Indeed, the rise of Alice Waters and Chez Panisse was a revolution, getting rid of cheese toppings, red sauces, Veal Oscar, and other well worn restaurant gourmet clichés, and replacing them with a simple but brilliant approach: source the highest quality ingredients and prepare them simply. She accomplished for food what other trailblazers have achieved in winemaking. Just as the best winemakers realize that great wine starts in the vineyard - without great grapes, you cannot make great wine; Water's realized that without great ingredients you cannot make a great meal. Waters was confident and focused. When her approach was criticized by an important French Chef who said: "Zhat is not cooking, zhat is shopping," Water's agreed, maintaining that shopping was more important than cooking.
One would hope that after thirty years, the Bay Area food scene would be ready to move on -- but this does not appear to be the case. Chef culture in the Bay Area is now a tradition-bound food religion with Alice Waters as High Priestess preaching the virtue of the unspoiled perfection of nature and warning against the dangers of technology--or sauces and foams.
There are some who are still innocent, and whose vision is unclouded by this orthodoxy. The food critic for the Wall Street Journal reviewed top restaurants around the country and declared of Chez Panisse that dining there was like eating at a "dinner party thrown by aging hippies with a really great vegetable garden." And now we have Daniel Patterson willing to stand up and complain.

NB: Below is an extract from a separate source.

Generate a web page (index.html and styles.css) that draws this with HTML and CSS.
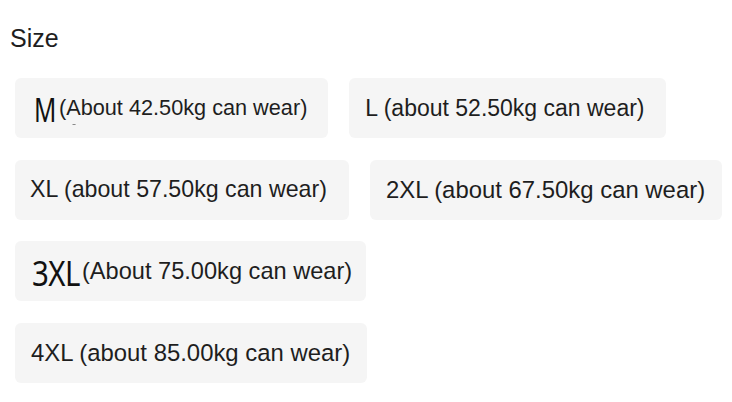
FILE: index.html
```html
<!DOCTYPE html>
<html>
<head>
<meta charset="utf-8">
<link rel="stylesheet" href="styles.css">
</head>
<body>
<div class="panel">
  <div class="title">Size</div>
  <div class="options">
    <div class="row">
      <div class="opt opt-m"><span class="big big-m">M</span><span class="note-s">(About 42.50kg can wear)</span></div>
      <div class="opt opt-l">L (about 52.50kg can wear)</div>
    </div>
    <div class="row">
      <div class="opt opt-xl">XL (about 57.50kg can wear)</div>
      <div class="opt opt-wide">2XL (about 67.50kg can wear)</div>
    </div>
    <div class="row">
      <div class="opt opt-3xl"><span class="big big-3xl">3XL</span><span class="note-l">(About 75.00kg can wear)</span></div>
    </div>
    <div class="row">
      <div class="opt opt-wide">4XL (about 85.00kg can wear)</div>
    </div>
  </div>
</div>
</body>
</html>
```
FILE: styles.css
```css
html, body {
  margin: 0;
  padding: 0;
  background: #ffffff;
}
.panel {
  font-family: "Liberation Sans", Arial, sans-serif;
  color: #1e1e1e;
  padding: 23px 0 0 10px;
}
.title {
  font-size: 25px;
  line-height: 30px;
  height: 30px;
}
.options {
  display: flex;
  flex-direction: column;
  gap: 21.5px;
  margin-top: 25px;
  padding-left: 5px;
}
.row {
  display: flex;
  gap: 21px;
}
.opt {
  display: flex;
  align-items: center;
  height: 60px;
  padding: 0 19px 0 16px;
  background: #f5f5f5;
  border-radius: 6px;
  font-size: 23px;
  white-space: nowrap;
}
.opt-l {
  padding-right: 21px;
}
.opt-xl {
  font-size: 23.2px;
  padding-left: 15px;
  padding-right: 22px;
}
.opt-wide {
  font-size: 23.9px;
  padding-right: 17px;
}
.opt-m {
  padding-right: 21px;
}
.opt-3xl {
  padding-right: 14px;
}
.note-s {
  font-size: 21.7px;
}
.note-l {
  font-size: 23.6px;
}
.big {
  position: relative;
  display: inline-block;
  font-family: "Noto Sans", "DejaVu Sans", sans-serif;
  color: #111111;
  line-height: 1;
  transform-origin: left center;
}
.big-m {
  font-size: 32px;
  width: 22px;
  margin-left: 3px;
  margin-right: 3px;
  transform: scaleX(0.77);
  top: 2px;
}
.big-m::after {
  content: "";
  position: absolute;
  left: 50px;
  top: 30px;
  width: 4px;
  height: 1px;
  background: #8a8a8a;
}
.big-3xl {
  font-size: 35px;
  width: 50px;
  margin-left: 1px;
  letter-spacing: -0.6px;
  transform: scaleX(0.84);
  top: 1px;
}
```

I think he's a brave fellow. His article was met by immediate sniping and attacks, like this one at Le Blog de San Francisco. His article has been attacked as a publicity stunt, and his short stint at Frisson has been mischaracterized. Patterson left Frisson because it quickly morphed into a bar/lounge scene. The owners decided that fine food was too expensive and a distraction to the liquor sales and the general scene. All the early reports I heard on Patterson's food at Frisson were positive, but most of them also commented on the clash with the venue. Do you think Thomas Keller would like to play second-fiddle to a cocktail lounge?

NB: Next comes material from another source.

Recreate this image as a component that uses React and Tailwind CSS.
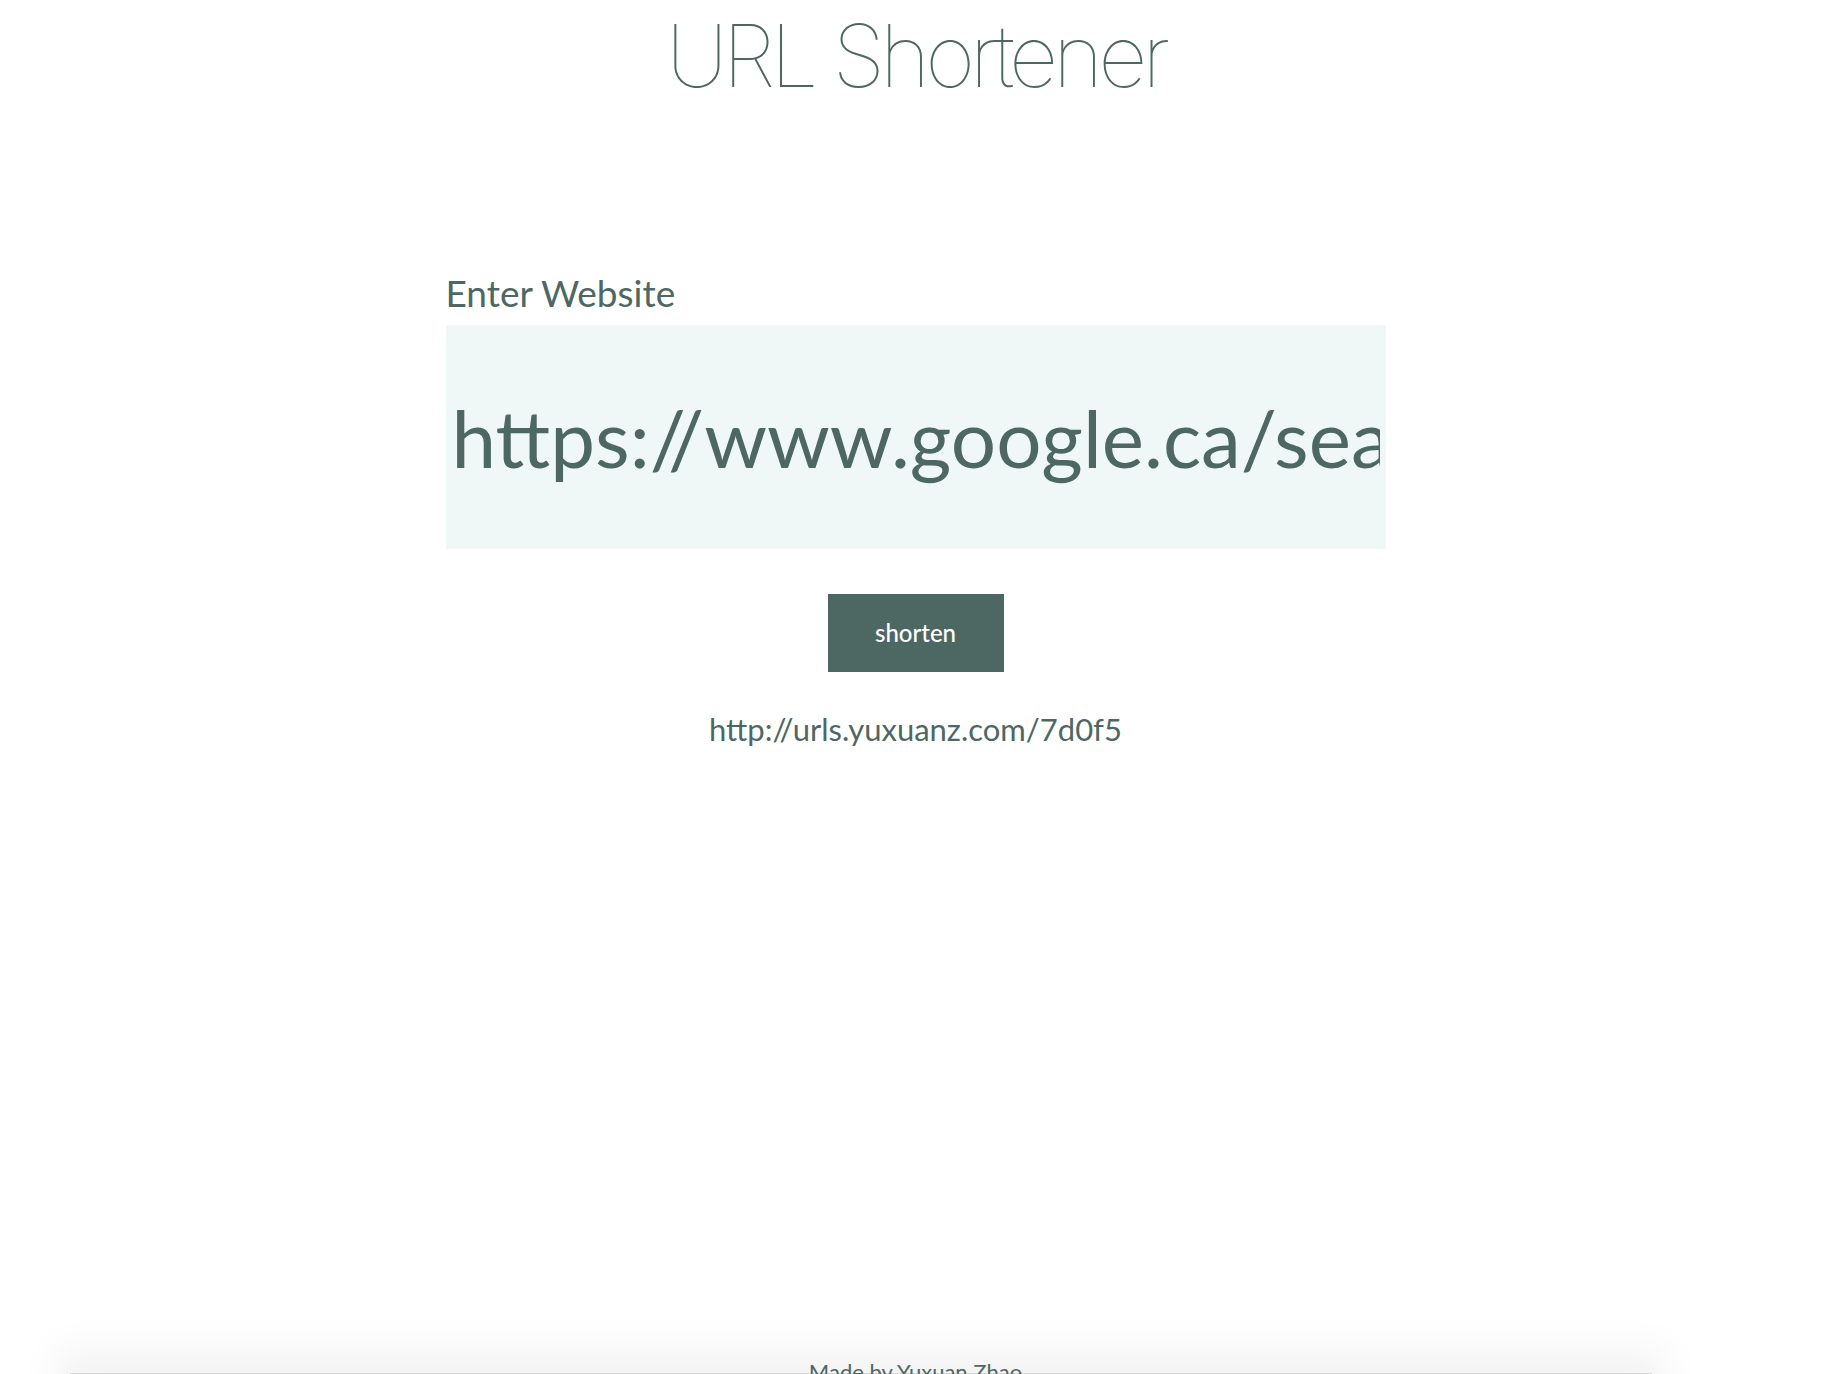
import React, { useState } from 'react';

const App = () => {
  const [url, setUrl] = useState('https://www.google.ca/search?q=url+shortener');
  const [short] = useState('http://urls.yuxuanz.com/7d0f5');

  return (
    <div className="bg-white text-[#4d6863] font-['Lato','Noto_Sans',sans-serif]">
      <div className="min-h-[1373px] flex flex-col">
        <h1 className="text-center text-[86px] leading-none font-thin tracking-[-0.06em] pt-[13px] font-['Inter','Lato',sans-serif]">
          URL Shortener
        </h1>

        <div className="w-[940px] mx-auto mt-[175px]">
          <label className="block text-[37px] leading-none mb-[14px]">Enter Website</label>
          <input
            type="text"
            value={url}
            onChange={(e) => setUrl(e.target.value)}
            className="w-full h-[224px] bg-[#f0f8f7] px-[6px] text-[80px] text-[#4d6863] outline-none border-0"
          />
        </div>

        <div className="flex justify-center mt-[45px]">
          <button className="w-[176px] h-[78px] bg-[#4d6863] text-white text-[24px] font-medium">
            shorten
          </button>
        </div>

        <p className="text-center text-[31px] mt-[34px]">{short}</p>
      </div>

      {/* footer */}
      <div className="relative">
        <div className="ml-[70px] mr-[179px] h-[60px] border-t border-[#d6d6d6] bg-[#f3f3f3] shadow-[0_-10px_40px_14px_rgba(0,0,0,0.05)]"></div>
        <p className="absolute inset-x-0 top-[-12px] text-center text-[22px] leading-none">Made by Yuxuan Zhao</p>
      </div>
    </div>
  );
};

export default App;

Frankly, I agree with Patterson. The Chez Panisse tradition is a straitjacket holding back culinary evolution here in the Bay Area. Alice Waters and the chefs she trained and influenced have become the tradition-bound lock-step establishment that Waters was rebelling against thirty years ago. They won that battle, but now they are sitting around eating heirloom tomatoes dusted with just the right amount of fleur de sel and congratulating one another.
It is no longer enough to source the finest quality ingredients and prepare them simply. We do not live in a pre-industrial agrarian paradise. Now everyone sources the best quality ingredients, but today's best Chefs also do some of that despised French Chef's "cooking." All art requires creativity and growth. When practiced at the highest levels, food is an art that requires skill and intellect as much as it requires the best raw materials.
Thank God the Bay Area has some chefs like Patterson, Ron Siegel, Thomas Keller, and David Kinch who are willing to build on "California Cuisine" and and start the journey towards something even better.